The conservative media apparatus is an integrated system in which stories circulate between talk radio, conservative magazines and newspapers and the Fox News Channel, generating momentum and pushing their way into more mainstream news outlets. The most enthusiastic goal of this media machine is locating and publicizing foolish things said by liberals, no matter how obscure or inconsequential the speaker may be, to inspire mainstream contempt for liberals. The idea that the words of some random professor or student are more important than the actions of the country's leaders may be farcical, but by giving endless attention to these alleged outrages, conservatives sustain the image of liberals as powerful and elitist and conservatives as persecuted and victimized. Were they so inclined, liberals could no doubt find conservative citizens who say stupid things too. But no one is paying them to undertake the search.
When ordinary people, told endlessly to be suspicious if not contemptuous of those with too much education, hear people snicker at George W. Bush's inability to put together a grammatical sentence, they sympathize. Far from being damaging, jokes about the president's intelligence and ineloquence serve to distract from his status within the aristocracy, providing evidence that Bush is not one of the elite, indeed is scorned by them. Presidential elections are won and lost over a variety of factors, but which candidate seems the smartest is not one of them. When liberals make jokes about the bizarre tangle of words that sometimes emerges from Bush's mouth, he is only too pleased since it serves the end of separating him from the elite.
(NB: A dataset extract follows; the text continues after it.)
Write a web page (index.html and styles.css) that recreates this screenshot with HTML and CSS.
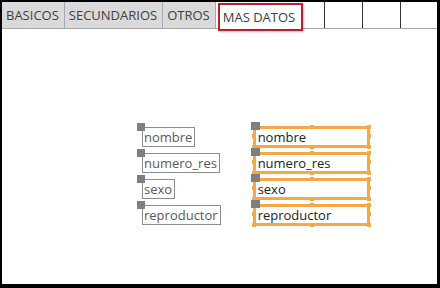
FILE: index.html
```html
<!DOCTYPE html>
<html>
    <head>
        <meta charset="utf-8">
        <title>Formulario - MAS DATOS</title>
        <link rel="stylesheet" href="styles.css">
    </head>
    <body>
        <div class="frame">
            <div class="tabs">
                <div class="tab">BASICOS</div>
                <div class="tab">SECUNDARIOS</div>
                <div class="tab">OTROS</div>
                <div class="tab current">MAS DATOS</div>
                <div class="cell c1"></div>
                <div class="cell"></div>
                <div class="cell"></div>
                <div class="cell last"></div>
            </div>
            <div class="canvas">
                <div class="col labels">
                    <div class="ctl"><span class="grip"></span><span class="box">nombre</span></div>
                    <div class="ctl"><span class="grip"></span><span class="box">numero_res</span></div>
                    <div class="ctl"><span class="grip"></span><span class="box">sexo</span></div>
                    <div class="ctl"><span class="grip"></span><span class="box">reproductor</span></div>
                </div>
                <div class="col fields">
                    <div class="ctl"><span class="grip"></span><span class="box">nombre<i class="d t"></i><i class="d b"></i><i class="d l"></i><i class="d r"></i><i class="d tr"></i><i class="d br"></i><i class="d bl"></i></span></div>
                    <div class="ctl"><span class="grip"></span><span class="box">numero_res<i class="d t"></i><i class="d b"></i><i class="d l"></i><i class="d r"></i><i class="d tr"></i><i class="d br"></i><i class="d bl"></i></span></div>
                    <div class="ctl"><span class="grip"></span><span class="box">sexo<i class="d t"></i><i class="d b"></i><i class="d l"></i><i class="d r"></i><i class="d tr"></i><i class="d br"></i><i class="d bl"></i></span></div>
                    <div class="ctl"><span class="grip"></span><span class="box">reproductor<i class="d t"></i><i class="d b"></i><i class="d l"></i><i class="d r"></i><i class="d tr"></i><i class="d br"></i><i class="d bl"></i></span></div>
                </div>
            </div>
        </div>
    </body>
</html>
```

FILE: styles.css
```css
body{margin:0;background:#fff;font-family:"Open Sans","Noto Sans",sans-serif;}
.frame{width:440px;height:288px;box-sizing:border-box;border:2px solid #000;border-right-width:3px;border-bottom-width:4px;background:#fff;}

.tabs{display:flex;height:26px;border-bottom:1px solid #a6a6a6;box-sizing:content-box;}
.tab{flex-shrink:0;white-space:nowrap;background:#dadada;border-right:1px solid #a3a9b0;font-size:13px;color:#404040;line-height:26px;padding:0 5px 0 4px;}
.tab.current{background:#fff;border:2px solid #b5232a;margin:1px 0 -3px 2px;line-height:24px;padding:0 6px 0 3px;box-shadow:1px 1px 2px rgba(0,0,0,0.25);position:relative;z-index:1;}
.cell{flex-shrink:0;width:37px;border-right:1px solid #333;}
.cell.c1{width:21px;}
.cell.last{border-right:none;flex:1;}

.canvas{display:flex;padding:94px 0 0 135px;gap:29px;}
.col{display:flex;flex-direction:column;gap:2px;}
.ctl{position:relative;display:flex;padding:4px 0 0 5px;}
.grip{position:absolute;left:0;top:0;width:8px;height:8px;background:#7f7f7f;z-index:1;}
.box{display:block;height:20px;box-sizing:border-box;font-size:13px;line-height:18px;padding:0 2px 0 1px;}
.labels .box{border:1px solid #8c8c8c;color:#595959;}

.fields{gap:0;margin-top:-1px;}
.fields .ctl{padding:4px 0 0 3px;}
.fields .grip{left:1px;width:9px;}
.fields .box{position:relative;width:117px;height:22px;border:3px solid #f5a843;color:#222;line-height:16px;padding-left:2px;}
.d{position:absolute;width:4px;height:4px;background:#f5a843;}
.d.t{top:-4px;left:54px;}
.d.b{bottom:-4px;left:54px;}
.d.l{left:-4px;top:5px;}
.d.r{right:-4px;top:5px;}
.d.tr{right:-4px;top:-4px;}
.d.br{right:-4px;bottom:-4px;}
.d.bl{left:-4px;bottom:-4px;}
```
"Fraud: The Strategy Behind the Bush Lies and Why the Media Didn't Tell You"
By Paul Waldman
Sourcebooks
308 pages
Nonfiction
Just a Good Old Boy?
Politicians are fond of telling a story in which a wise person, usually a grandparent, tells the future leader that he can be anything he wants if only he puts his mind to it. Someone probably once spoke these words to a young George W. Perhaps it was his grandfather, the senator, or his father, the president. Like most wealthy patriarchs, they no doubt believed it, just as George believes he earned everything he ever got, including a baseball team, three oil companies, and an easy entry into Yale. During his unsuccessful run for Congress in 1978, Bush remarked to a fellow Republican, "I've got the greatest idea of how to raise money for the campaign. Have your mother send a letter to your family's Christmas card list. I just did and I got $350,000!" The notion that there might be something unusual about George and Barbara's Christmas list hadn't occurred to him.
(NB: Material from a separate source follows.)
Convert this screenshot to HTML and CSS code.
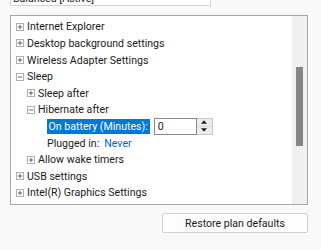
FILE: index.html
```html
<!DOCTYPE html>
<html>
<head>
<meta charset="utf-8">
<link rel="stylesheet" href="styles.css">
</head>
<body>
<div class="combo"><span>Balanced [Active]</span></div>
<div class="list">
  <div class="tree">
    <div class="row l0"><svg class="box" viewBox="0 0 9 9"><rect x="0.5" y="0.5" width="8" height="8" fill="#fff" stroke="#a8a8a8"/><path d="M2 4.5h5M4.5 2v5" stroke="#555" stroke-width="1"/></svg><span>Internet Explorer</span></div>
    <div class="row l0"><svg class="box" viewBox="0 0 9 9"><rect x="0.5" y="0.5" width="8" height="8" fill="#fff" stroke="#a8a8a8"/><path d="M2 4.5h5M4.5 2v5" stroke="#555" stroke-width="1"/></svg><span>Desktop background settings</span></div>
    <div class="row l0"><svg class="box" viewBox="0 0 9 9"><rect x="0.5" y="0.5" width="8" height="8" fill="#fff" stroke="#a8a8a8"/><path d="M2 4.5h5M4.5 2v5" stroke="#555" stroke-width="1"/></svg><span>Wireless Adapter Settings</span></div>
    <div class="row l0"><svg class="box" viewBox="0 0 9 9"><rect x="0.5" y="0.5" width="8" height="8" fill="#fff" stroke="#a8a8a8"/><path d="M2 4.5h5" stroke="#555" stroke-width="1"/></svg><span>Sleep</span></div>
    <div class="row l1"><svg class="box" viewBox="0 0 9 9"><rect x="0.5" y="0.5" width="8" height="8" fill="#fff" stroke="#a8a8a8"/><path d="M2 4.5h5M4.5 2v5" stroke="#555" stroke-width="1"/></svg><span>Sleep after</span></div>
    <div class="row l1"><svg class="box" viewBox="0 0 9 9"><rect x="0.5" y="0.5" width="8" height="8" fill="#fff" stroke="#a8a8a8"/><path d="M2 4.5h5" stroke="#555" stroke-width="1"/></svg><span>Hibernate after</span></div>
    <div class="row l2"><span class="sel">On battery (Minutes):</span><div class="num">0</div><div class="spin"><div class="sb"><svg viewBox="0 0 7 4" class="tri"><path d="M0 4L3.5 0L7 4Z" fill="#222"/></svg></div><div class="sb"><svg viewBox="0 0 7 4" class="tri"><path d="M0 0L3.5 4L7 0Z" fill="#222"/></svg></div></div></div>
    <div class="row l2"><span>Plugged in:</span><span class="link">Never</span></div>
    <div class="row l1"><svg class="box" viewBox="0 0 9 9"><rect x="0.5" y="0.5" width="8" height="8" fill="#fff" stroke="#a8a8a8"/><path d="M2 4.5h5M4.5 2v5" stroke="#555" stroke-width="1"/></svg><span>Allow wake timers</span></div>
    <div class="row l0"><svg class="box" viewBox="0 0 9 9"><rect x="0.5" y="0.5" width="8" height="8" fill="#fff" stroke="#a8a8a8"/><path d="M2 4.5h5M4.5 2v5" stroke="#555" stroke-width="1"/></svg><span>USB settings</span></div>
    <div class="row l0"><svg class="box" viewBox="0 0 9 9"><rect x="0.5" y="0.5" width="8" height="8" fill="#fff" stroke="#a8a8a8"/><path d="M2 4.5h5M4.5 2v5" stroke="#555" stroke-width="1"/></svg><span>Intel(R) Graphics Settings</span></div>
    <div class="row l0"><svg class="box" viewBox="0 0 9 9"><rect x="0.5" y="0.5" width="8" height="8" fill="#fff" stroke="#a8a8a8"/><path d="M2 4.5h5M4.5 2v5" stroke="#555" stroke-width="1"/></svg><span>Power buttons and lid</span></div>
  </div>
  <div class="scroll"><div class="thumb"></div></div>
</div>
<div class="actions"><button class="btn">Restore plan defaults</button></div>
</body>
</html>
```
FILE: styles.css
```css
html, body { margin: 0; padding: 0; }
body {
  background: #f9f9f9;
  font-family: Roboto, "Noto Sans", sans-serif;
  font-size: 10.6px;
  color: #1a1a1a;
  width: 321px;
  height: 250px;
  overflow: hidden;
}
.combo {
  box-sizing: border-box;
  margin: -16px 0 0 10px;
  width: 201px;
  height: 22px;
  border: 1px solid #d4d4d4;
  background: #fff;
  display: flex;
  align-items: flex-end;
  line-height: 12px;
  padding-left: 2px;
}
.list {
  margin: 9px 0 0 10px;
  width: 296px;
  height: 188px;
  border: 1px solid #a6a6a6;
  background: #fff;
  display: flex;
  overflow: hidden;
}
.tree {
  flex: 1;
  padding-top: 2.6px;
  overflow: hidden;
}
.row {
  height: 16.6px;
  display: flex;
  align-items: center;
  white-space: nowrap;
}
.l0 { padding-left: 5px; }
.l1 { padding-left: 16px; }
.l2 { padding-left: 36px; }
.box { width: 8px; height: 8px; margin-right: 3px; flex: none; }
.sel {
  background: #0078d7;
  color: #fff;
  padding: 0 2px 0 1.5px;
  height: 15.5px;
  line-height: 15.5px;
}
.num {
  margin-left: 4px;
  width: 38px;
  height: 15px;
  border: 1px solid #8a8a8a;
  line-height: 15px;
  padding-left: 3px;
  background: #fff;
}
.spin {
  width: 15px;
  height: 15px;
  border: 1px solid #c8c8c8;
  border-left: none;
  display: flex;
  flex-direction: column;
  background: #ececec;
}
.sb {
  flex: 1;
  display: flex;
  align-items: center;
  justify-content: center;
}
.sb + .sb { border-top: 1px solid #d8d8d8; }
.tri { width: 6px; height: 4px; }
.link { color: #0066cc; margin-left: 5px; }
.scroll {
  width: 15px;
  background: #f0f0f0;
  position: relative;
}
.thumb {
  position: absolute;
  left: 4px;
  top: 51px;
  width: 7px;
  height: 79px;
  background: #858585;
}
.actions {
  display: flex;
  justify-content: flex-end;
  padding: 8px 13px 0 0;
}
.btn {
  width: 146px;
  height: 20px;
  background: #fdfdfd;
  border: 1px solid #d0d0d0;
  border-radius: 2px;
  font-family: Roboto, "Noto Sans", sans-serif;
  font-size: 10.6px;
  color: #1a1a1a;
  padding: 0;
}
```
Too much is often made of politicians' personal backgrounds and experiences; after all, the working man hardly ever had a better friend in the White House than the aristocratic Franklin Roosevelt or a greater antagonist than Ronald Reagan, who grew up in a family of modest means. And no president since Abraham Lincoln did more for African-Americans than Lyndon Johnson, who nonetheless retained the vulgar mannerisms of his Southern upbringing. But when we see how George W. Bush reacts to the interests and needs of ordinary people, particularly when it comes to economic matters, his life experience seems highly relevant. Because of the class into which he was born, Bush never found himself needing the kind of job 99 percent of Americans hold at some point, and the vast majority for most of their working lives. Bush was never at the mercy of a boss who could threaten his livelihood, never felt exploited and unappreciated at work, never suffered the petty humiliations so many Americans do at the hands of someone who happens to rank higher than them in their workplace's hierarchy, never went home with aching feet after a long day and no choice but to return the next.
Yet George W. Bush has succeeded quite spectacularly at convincing much of the public that he's just an ordinary Joe. The vulgar man who would exclaim "Feels good" upon starting a war is carefully hidden. The son of the elite, his life course determined by his family's wealth and connections, fades from view. And all that remains is the down-home Bush, the simple man with a good heart. No part of the Bush fraud should have been more difficult to pull off, yet none was accomplished so easily. It is not surprising that Bush would try to pass himself off as a homespun, plainspoken, regular guy. What is amazing is that he was able to make so many Americans -- not least the supposedly preternaturally skeptical press corps whose job it is to keep tabs on the truth -- buy it.